-- BEGIN Given information --
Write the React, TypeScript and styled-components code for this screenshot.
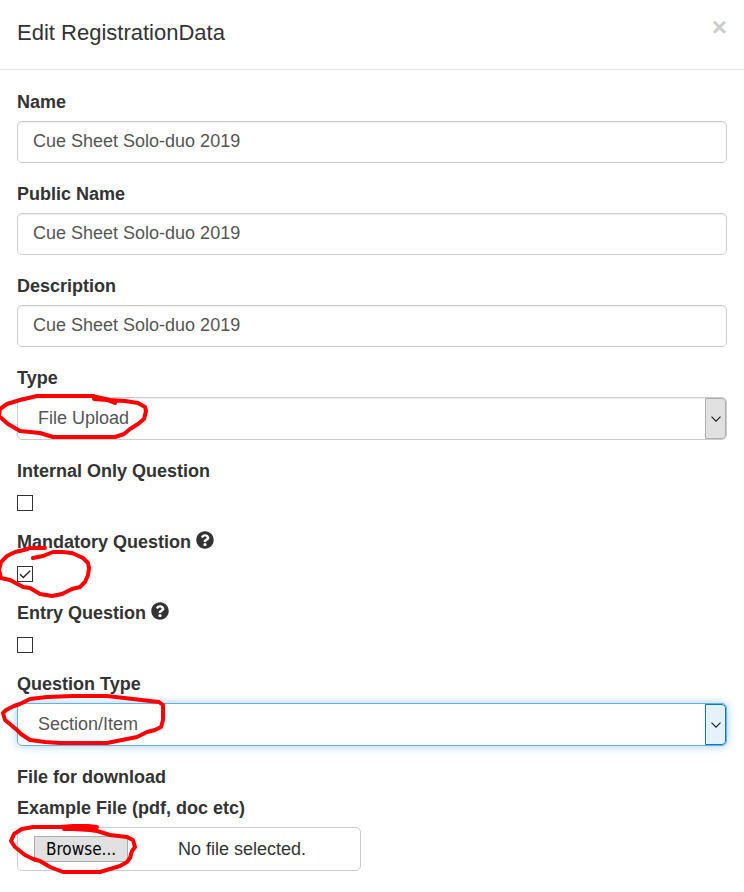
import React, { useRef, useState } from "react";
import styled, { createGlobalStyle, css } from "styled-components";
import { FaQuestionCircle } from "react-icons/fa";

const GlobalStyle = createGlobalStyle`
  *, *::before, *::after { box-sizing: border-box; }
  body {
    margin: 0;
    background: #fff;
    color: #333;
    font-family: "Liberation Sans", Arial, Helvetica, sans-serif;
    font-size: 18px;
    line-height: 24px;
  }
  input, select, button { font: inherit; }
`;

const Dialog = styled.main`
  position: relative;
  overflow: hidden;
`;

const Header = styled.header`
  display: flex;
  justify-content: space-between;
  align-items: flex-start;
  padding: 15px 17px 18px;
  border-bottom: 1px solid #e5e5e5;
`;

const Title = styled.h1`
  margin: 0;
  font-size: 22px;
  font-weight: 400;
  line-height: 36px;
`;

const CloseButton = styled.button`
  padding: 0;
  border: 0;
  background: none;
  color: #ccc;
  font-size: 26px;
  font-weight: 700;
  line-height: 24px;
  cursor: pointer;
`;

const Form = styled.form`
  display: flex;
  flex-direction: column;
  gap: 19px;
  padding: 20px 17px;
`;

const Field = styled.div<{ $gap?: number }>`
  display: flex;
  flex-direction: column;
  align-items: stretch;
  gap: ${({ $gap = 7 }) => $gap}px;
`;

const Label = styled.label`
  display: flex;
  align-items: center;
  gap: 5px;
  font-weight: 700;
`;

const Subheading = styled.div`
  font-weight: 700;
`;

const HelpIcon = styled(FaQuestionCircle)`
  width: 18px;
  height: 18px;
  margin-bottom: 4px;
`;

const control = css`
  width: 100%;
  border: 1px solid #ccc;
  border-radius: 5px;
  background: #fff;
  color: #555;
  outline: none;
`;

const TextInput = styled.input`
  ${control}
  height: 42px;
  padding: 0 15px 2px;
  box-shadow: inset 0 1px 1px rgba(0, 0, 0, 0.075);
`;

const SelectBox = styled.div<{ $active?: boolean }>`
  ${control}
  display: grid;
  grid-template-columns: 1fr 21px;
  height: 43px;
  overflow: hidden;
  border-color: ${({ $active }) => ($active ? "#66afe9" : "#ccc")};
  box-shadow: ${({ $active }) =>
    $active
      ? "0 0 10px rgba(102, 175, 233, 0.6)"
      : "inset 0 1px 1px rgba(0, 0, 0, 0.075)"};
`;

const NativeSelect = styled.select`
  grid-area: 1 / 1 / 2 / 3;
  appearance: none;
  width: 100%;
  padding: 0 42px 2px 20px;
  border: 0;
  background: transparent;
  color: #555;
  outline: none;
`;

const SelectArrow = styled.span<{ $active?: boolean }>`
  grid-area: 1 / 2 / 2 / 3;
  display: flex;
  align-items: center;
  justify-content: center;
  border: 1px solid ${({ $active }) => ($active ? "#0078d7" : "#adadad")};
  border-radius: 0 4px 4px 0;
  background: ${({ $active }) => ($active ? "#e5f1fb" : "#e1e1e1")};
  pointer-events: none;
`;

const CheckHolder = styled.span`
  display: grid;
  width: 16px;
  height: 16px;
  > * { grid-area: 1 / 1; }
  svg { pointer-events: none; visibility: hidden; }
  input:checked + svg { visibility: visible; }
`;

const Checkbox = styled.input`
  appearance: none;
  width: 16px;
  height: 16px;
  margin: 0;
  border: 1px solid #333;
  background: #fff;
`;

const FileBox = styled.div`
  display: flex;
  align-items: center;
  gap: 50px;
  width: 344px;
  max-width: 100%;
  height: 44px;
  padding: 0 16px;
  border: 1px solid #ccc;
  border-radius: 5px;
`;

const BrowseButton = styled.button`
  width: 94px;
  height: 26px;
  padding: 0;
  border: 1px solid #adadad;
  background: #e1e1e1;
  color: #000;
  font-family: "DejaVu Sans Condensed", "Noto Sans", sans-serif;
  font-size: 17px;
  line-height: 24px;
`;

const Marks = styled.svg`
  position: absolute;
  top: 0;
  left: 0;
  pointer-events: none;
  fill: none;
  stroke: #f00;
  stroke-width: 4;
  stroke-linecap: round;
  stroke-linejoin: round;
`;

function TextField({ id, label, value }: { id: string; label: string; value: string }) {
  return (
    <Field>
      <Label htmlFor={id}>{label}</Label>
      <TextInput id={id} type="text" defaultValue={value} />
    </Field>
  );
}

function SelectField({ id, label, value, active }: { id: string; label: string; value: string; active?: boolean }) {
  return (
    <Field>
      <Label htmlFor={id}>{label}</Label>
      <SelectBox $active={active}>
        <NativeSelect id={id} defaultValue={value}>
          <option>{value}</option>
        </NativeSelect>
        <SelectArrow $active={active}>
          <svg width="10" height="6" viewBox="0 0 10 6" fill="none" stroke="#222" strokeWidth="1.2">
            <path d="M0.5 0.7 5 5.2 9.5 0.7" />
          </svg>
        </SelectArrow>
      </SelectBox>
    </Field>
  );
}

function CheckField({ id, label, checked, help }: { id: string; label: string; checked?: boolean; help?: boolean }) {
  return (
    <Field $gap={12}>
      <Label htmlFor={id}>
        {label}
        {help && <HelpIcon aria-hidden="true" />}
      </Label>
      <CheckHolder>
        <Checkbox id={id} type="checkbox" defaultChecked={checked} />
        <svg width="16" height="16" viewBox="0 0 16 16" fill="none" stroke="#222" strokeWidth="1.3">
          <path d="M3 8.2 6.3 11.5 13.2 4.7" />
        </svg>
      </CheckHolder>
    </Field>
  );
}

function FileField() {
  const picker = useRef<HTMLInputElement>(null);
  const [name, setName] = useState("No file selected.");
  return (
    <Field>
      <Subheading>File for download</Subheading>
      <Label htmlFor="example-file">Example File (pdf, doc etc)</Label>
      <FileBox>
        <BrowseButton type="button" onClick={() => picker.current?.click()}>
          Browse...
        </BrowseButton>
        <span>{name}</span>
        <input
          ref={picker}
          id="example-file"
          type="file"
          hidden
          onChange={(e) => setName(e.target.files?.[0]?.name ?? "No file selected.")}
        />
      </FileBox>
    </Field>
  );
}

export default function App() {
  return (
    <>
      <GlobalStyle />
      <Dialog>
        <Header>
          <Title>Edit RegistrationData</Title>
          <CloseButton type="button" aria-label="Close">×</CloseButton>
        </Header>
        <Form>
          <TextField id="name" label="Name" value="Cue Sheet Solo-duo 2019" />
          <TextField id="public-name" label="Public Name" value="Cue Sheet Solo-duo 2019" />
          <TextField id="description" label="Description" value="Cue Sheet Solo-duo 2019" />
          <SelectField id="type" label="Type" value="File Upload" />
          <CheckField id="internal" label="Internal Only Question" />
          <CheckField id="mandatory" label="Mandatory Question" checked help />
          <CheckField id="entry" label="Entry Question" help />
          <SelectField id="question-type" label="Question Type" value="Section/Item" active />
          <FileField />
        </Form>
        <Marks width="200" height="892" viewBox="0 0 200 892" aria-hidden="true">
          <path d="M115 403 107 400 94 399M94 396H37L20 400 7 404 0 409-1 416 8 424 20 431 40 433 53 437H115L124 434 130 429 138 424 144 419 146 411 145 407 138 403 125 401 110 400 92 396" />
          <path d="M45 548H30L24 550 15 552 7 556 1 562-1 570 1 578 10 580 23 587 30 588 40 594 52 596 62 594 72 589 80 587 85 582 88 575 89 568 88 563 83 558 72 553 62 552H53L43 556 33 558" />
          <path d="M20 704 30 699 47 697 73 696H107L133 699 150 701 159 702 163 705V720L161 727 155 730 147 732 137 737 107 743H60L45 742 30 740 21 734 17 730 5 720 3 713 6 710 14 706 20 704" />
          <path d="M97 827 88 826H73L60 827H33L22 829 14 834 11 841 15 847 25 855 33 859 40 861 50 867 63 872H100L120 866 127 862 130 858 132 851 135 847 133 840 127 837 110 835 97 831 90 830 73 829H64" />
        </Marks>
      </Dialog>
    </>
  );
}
-- END Given information --
• _Challenge_
Check every line for "components" and show the ones that have it.

• _Exercise solution_
Write the React, TypeScript and styled-components code for this screenshot.
import styled, { createGlobalStyle, css } from "styled-components";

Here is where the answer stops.